◆ **Recorded data**:
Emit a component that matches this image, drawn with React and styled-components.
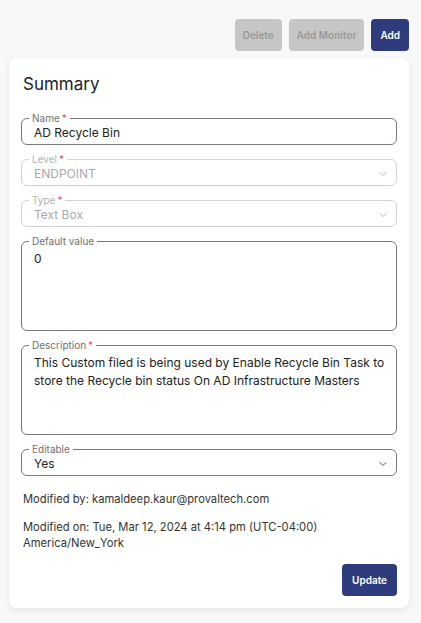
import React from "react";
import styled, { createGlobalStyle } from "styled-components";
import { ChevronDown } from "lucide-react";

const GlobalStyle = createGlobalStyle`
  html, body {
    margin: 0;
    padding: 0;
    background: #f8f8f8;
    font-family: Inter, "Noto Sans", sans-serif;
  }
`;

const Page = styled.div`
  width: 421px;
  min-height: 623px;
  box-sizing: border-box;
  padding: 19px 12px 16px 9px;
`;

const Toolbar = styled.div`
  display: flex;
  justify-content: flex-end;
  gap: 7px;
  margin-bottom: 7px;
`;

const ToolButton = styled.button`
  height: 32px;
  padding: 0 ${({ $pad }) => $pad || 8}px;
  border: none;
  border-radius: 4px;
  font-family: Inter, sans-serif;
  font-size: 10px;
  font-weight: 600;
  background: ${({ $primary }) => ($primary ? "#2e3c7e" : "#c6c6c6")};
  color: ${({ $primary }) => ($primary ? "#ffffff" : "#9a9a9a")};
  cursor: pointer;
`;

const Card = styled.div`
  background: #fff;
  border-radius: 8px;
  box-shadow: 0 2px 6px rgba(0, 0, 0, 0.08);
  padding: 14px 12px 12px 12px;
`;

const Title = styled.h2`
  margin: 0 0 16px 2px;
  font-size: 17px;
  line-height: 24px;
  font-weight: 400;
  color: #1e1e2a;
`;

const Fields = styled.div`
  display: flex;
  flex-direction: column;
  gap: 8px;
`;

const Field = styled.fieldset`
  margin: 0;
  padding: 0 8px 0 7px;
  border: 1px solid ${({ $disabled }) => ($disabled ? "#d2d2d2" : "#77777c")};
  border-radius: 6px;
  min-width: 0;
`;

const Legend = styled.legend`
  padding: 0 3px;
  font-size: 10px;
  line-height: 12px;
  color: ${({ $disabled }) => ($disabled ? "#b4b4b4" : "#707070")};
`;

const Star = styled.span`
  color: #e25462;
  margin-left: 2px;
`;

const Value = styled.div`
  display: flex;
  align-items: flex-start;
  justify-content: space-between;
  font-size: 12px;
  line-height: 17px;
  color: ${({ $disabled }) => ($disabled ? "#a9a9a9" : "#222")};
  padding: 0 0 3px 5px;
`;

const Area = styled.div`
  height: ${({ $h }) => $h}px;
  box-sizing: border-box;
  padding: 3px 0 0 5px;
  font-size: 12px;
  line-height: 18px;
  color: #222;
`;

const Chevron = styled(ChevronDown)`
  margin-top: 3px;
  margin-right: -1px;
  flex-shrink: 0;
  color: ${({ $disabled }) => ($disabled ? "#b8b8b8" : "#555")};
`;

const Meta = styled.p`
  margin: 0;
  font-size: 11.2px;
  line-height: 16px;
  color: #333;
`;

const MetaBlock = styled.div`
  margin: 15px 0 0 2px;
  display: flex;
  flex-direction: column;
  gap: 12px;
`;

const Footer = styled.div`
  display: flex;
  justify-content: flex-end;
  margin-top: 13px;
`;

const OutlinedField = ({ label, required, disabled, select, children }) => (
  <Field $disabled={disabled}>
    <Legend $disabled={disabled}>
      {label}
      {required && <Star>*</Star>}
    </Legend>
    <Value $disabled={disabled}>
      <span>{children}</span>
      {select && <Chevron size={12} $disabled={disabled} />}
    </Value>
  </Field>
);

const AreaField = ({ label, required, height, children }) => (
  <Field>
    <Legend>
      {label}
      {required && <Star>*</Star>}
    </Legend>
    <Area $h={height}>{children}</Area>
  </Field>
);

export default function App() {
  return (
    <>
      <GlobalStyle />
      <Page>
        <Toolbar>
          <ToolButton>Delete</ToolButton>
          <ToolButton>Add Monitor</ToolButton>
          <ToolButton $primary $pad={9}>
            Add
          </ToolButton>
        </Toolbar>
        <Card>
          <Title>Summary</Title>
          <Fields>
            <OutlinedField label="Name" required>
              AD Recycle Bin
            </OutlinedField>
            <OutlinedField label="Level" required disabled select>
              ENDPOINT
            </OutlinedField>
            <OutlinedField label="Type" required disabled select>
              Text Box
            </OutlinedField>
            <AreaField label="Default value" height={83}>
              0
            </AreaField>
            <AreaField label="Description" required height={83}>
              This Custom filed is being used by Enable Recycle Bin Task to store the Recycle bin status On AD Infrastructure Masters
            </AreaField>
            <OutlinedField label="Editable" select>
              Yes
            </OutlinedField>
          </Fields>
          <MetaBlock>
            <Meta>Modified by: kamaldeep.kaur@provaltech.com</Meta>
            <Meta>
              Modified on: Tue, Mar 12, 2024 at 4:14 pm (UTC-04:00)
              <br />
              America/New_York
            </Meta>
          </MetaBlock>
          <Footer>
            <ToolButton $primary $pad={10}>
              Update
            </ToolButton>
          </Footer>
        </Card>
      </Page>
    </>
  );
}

◆ **What is asked**: Give the material again exactly as it is, but keep the pictures out.

◆ **The answer**:
Emit a component that matches this image, drawn with React and styled-components.
import React from "react";
import styled, { createGlobalStyle } from "styled-components";
import { ChevronDown } from "lucide-react";

const GlobalStyle = createGlobalStyle`
  html, body {
    margin: 0;
    padding: 0;
    background: #f8f8f8;
    font-family: Inter, "Noto Sans", sans-serif;
  }
`;

const Page = styled.div`
  width: 421px;
  min-height: 623px;
  box-sizing: border-box;
  padding: 19px 12px 16px 9px;
`;

const Toolbar = styled.div`
  display: flex;
  justify-content: flex-end;
  gap: 7px;
  margin-bottom: 7px;
`;

const ToolButton = styled.button`
  height: 32px;
  padding: 0 ${({ $pad }) => $pad || 8}px;
  border: none;
  border-radius: 4px;
  font-family: Inter, sans-serif;
  font-size: 10px;
  font-weight: 600;
  background: ${({ $primary }) => ($primary ? "#2e3c7e" : "#c6c6c6")};
  color: ${({ $primary }) => ($primary ? "#ffffff" : "#9a9a9a")};
  cursor: pointer;
`;

const Card = styled.div`
  background: #fff;
  border-radius: 8px;
  box-shadow: 0 2px 6px rgba(0, 0, 0, 0.08);
  padding: 14px 12px 12px 12px;
`;

const Title = styled.h2`
  margin: 0 0 16px 2px;
  font-size: 17px;
  line-height: 24px;
  font-weight: 400;
  color: #1e1e2a;
`;

const Fields = styled.div`
  display: flex;
  flex-direction: column;
  gap: 8px;
`;

const Field = styled.fieldset`
  margin: 0;
  padding: 0 8px 0 7px;
  border: 1px solid ${({ $disabled }) => ($disabled ? "#d2d2d2" : "#77777c")};
  border-radius: 6px;
  min-width: 0;
`;

const Legend = styled.legend`
  padding: 0 3px;
  font-size: 10px;
  line-height: 12px;
  color: ${({ $disabled }) => ($disabled ? "#b4b4b4" : "#707070")};
`;

const Star = styled.span`
  color: #e25462;
  margin-left: 2px;
`;

const Value = styled.div`
  display: flex;
  align-items: flex-start;
  justify-content: space-between;
  font-size: 12px;
  line-height: 17px;
  color: ${({ $disabled }) => ($disabled ? "#a9a9a9" : "#222")};
  padding: 0 0 3px 5px;
`;

const Area = styled.div`
  height: ${({ $h }) => $h}px;
  box-sizing: border-box;
  padding: 3px 0 0 5px;
  font-size: 12px;
  line-height: 18px;
  color: #222;
`;

const Chevron = styled(ChevronDown)`
  margin-top: 3px;
  margin-right: -1px;
  flex-shrink: 0;
  color: ${({ $disabled }) => ($disabled ? "#b8b8b8" : "#555")};
`;

const Meta = styled.p`
  margin: 0;
  font-size: 11.2px;
  line-height: 16px;
  color: #333;
`;

const MetaBlock = styled.div`
  margin: 15px 0 0 2px;
  display: flex;
  flex-direction: column;
  gap: 12px;
`;

const Footer = styled.div`
  display: flex;
  justify-content: flex-end;
  margin-top: 13px;
`;

const OutlinedField = ({ label, required, disabled, select, children }) => (
  <Field $disabled={disabled}>
    <Legend $disabled={disabled}>
      {label}
      {required && <Star>*</Star>}
    </Legend>
    <Value $disabled={disabled}>
      <span>{children}</span>
      {select && <Chevron size={12} $disabled={disabled} />}
    </Value>
  </Field>
);

const AreaField = ({ label, required, height, children }) => (
  <Field>
    <Legend>
      {label}
      {required && <Star>*</Star>}
    </Legend>
    <Area $h={height}>{children}</Area>
  </Field>
);

export default function App() {
  return (
    <>
      <GlobalStyle />
      <Page>
        <Toolbar>
          <ToolButton>Delete</ToolButton>
          <ToolButton>Add Monitor</ToolButton>
          <ToolButton $primary $pad={9}>
            Add
          </ToolButton>
        </Toolbar>
        <Card>
          <Title>Summary</Title>
          <Fields>
            <OutlinedField label="Name" required>
              AD Recycle Bin
            </OutlinedField>
            <OutlinedField label="Level" required disabled select>
              ENDPOINT
            </OutlinedField>
            <OutlinedField label="Type" required disabled select>
              Text Box
            </OutlinedField>
            <AreaField label="Default value" height={83}>
              0
            </AreaField>
            <AreaField label="Description" required height={83}>
              This Custom filed is being used by Enable Recycle Bin Task to store the Recycle bin status On AD Infrastructure Masters
            </AreaField>
            <OutlinedField label="Editable" select>
              Yes
            </OutlinedField>
          </Fields>
          <MetaBlock>
            <Meta>Modified by: kamaldeep.kaur@provaltech.com</Meta>
            <Meta>
              Modified on: Tue, Mar 12, 2024 at 4:14 pm (UTC-04:00)
              <br />
              America/New_York
            </Meta>
          </MetaBlock>
          <Footer>
            <ToolButton $primary $pad={10}>
              Update
            </ToolButton>
          </Footer>
        </Card>
      </Page>
    </>
  );
}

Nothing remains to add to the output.